Frequently Asked Questions Extended
**Should twin names sound alike or be totally different?** Neither extreme works well. Names that are too similar (Aiden/Jaden, Emma/Ella) cause confusion. Names that are too far apart in register (Atticus and Bella, Cordelia and Brooklyn) feel jarring as a pair. The sweet spot is *same register, distinct sound* — Theodore and Beatrice, Liam and Mia, Charlotte and Eleanor.
**Is it OK to have one classic and one trendy twin name?** It can work if both are confident choices, but it usually reads as one parent dominated each pick.
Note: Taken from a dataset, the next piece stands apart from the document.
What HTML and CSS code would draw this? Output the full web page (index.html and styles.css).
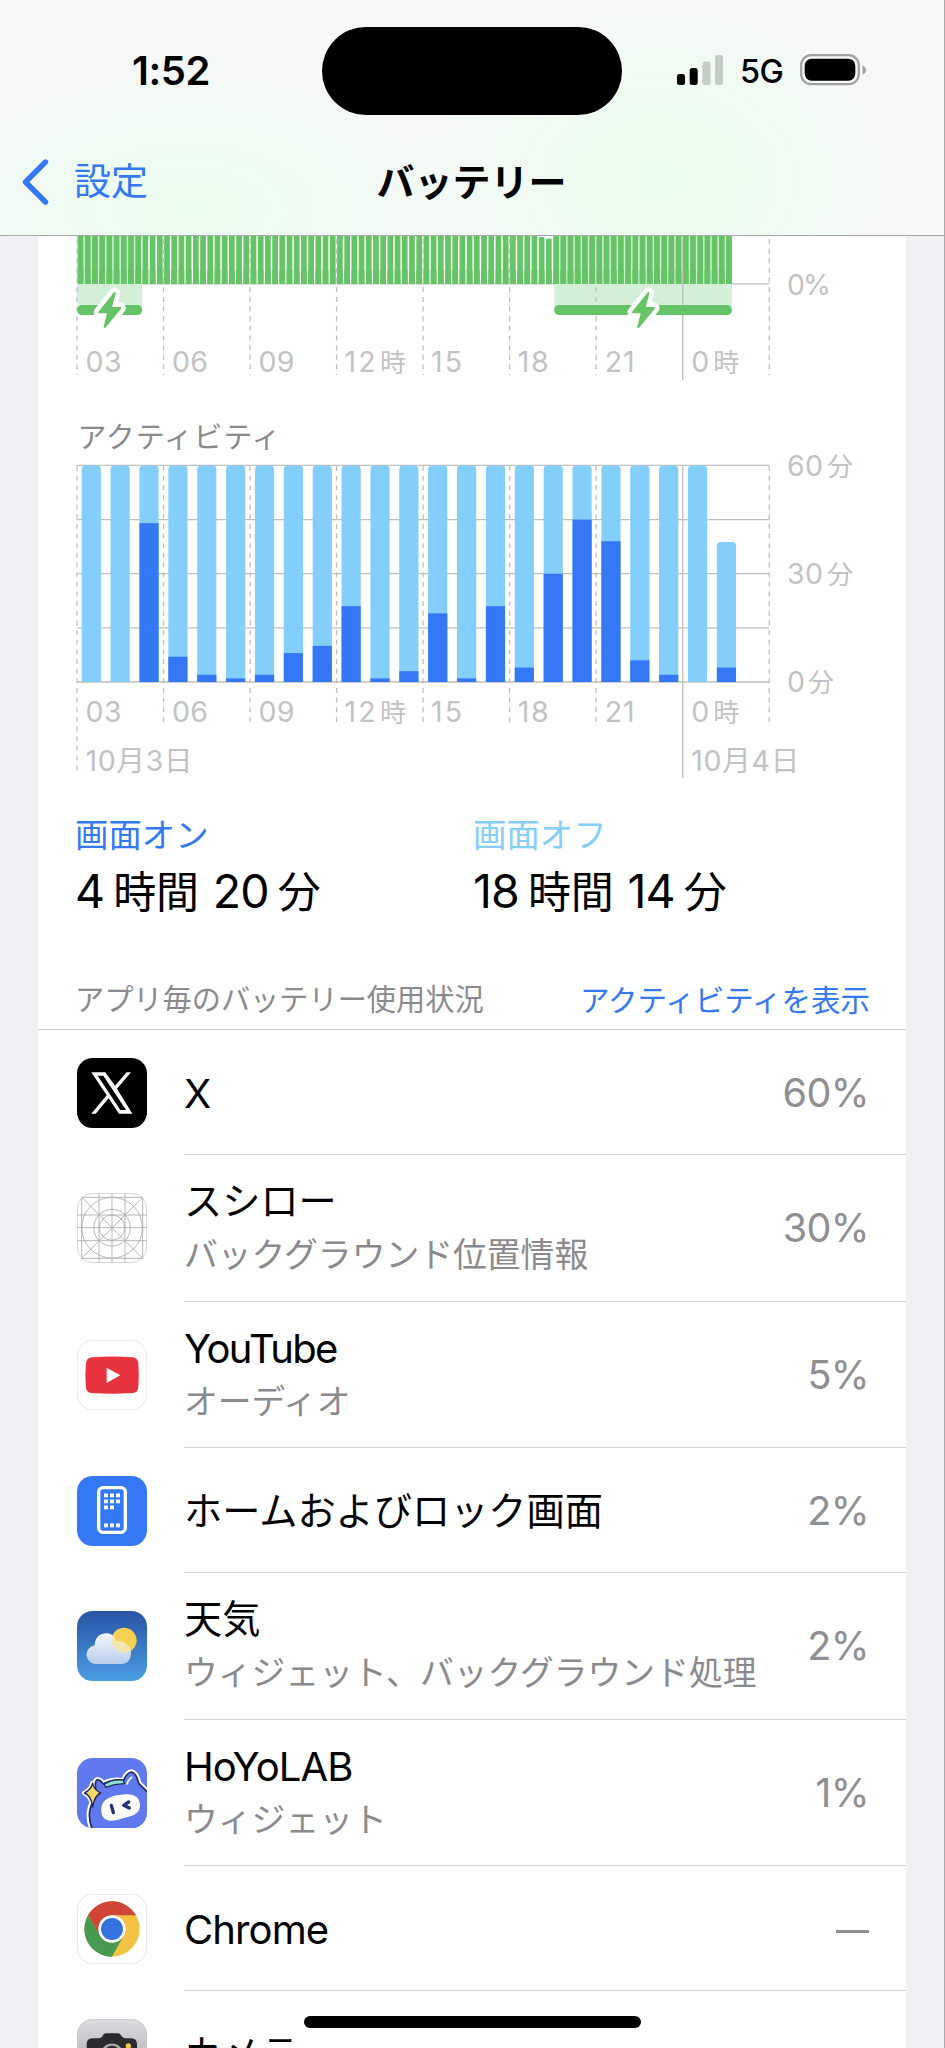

Pairs like William and Maverick, or Charlotte and Nevaeh, tend to age unevenly. If you want one classic and one modern, choose a modern name that has crossed into mainstream use (Hudson, Luna, Wren) rather than one tied to a specific year.
**How should we handle nicknames for twins?** Plan them. If you choose Charlotte and Eleanor, are you ready for Charlie and Ellie — and do those nicknames pair as well as the full names? Many parents pick formal names whose nicknames happen to coordinate (Theodore/Beatrice → Teddy/Bea). Others deliberately choose names that *don't* support a common nickname to keep each twin's identity distinct.
**Are alliterative twin names (same first letter) a bad idea?** Not bad, but it adds a layer of matchiness. Hudson and Harper works because both names independently feel right. Mason and Madison is more borderline because they share initials AND structure. If you love alliteration, make sure the two names have different syllable counts or rhythms.
**What about naming twins after relatives?** Lovely when the relatives' names happen to pair well (a grandmother Margaret and a grandfather Henry pair effortlessly as Margaret and Henry). Less elegant when they don't (Mildred and Brandon). One workaround is putting the honored relative as the middle name for each twin — a frequently overlooked elegant solution.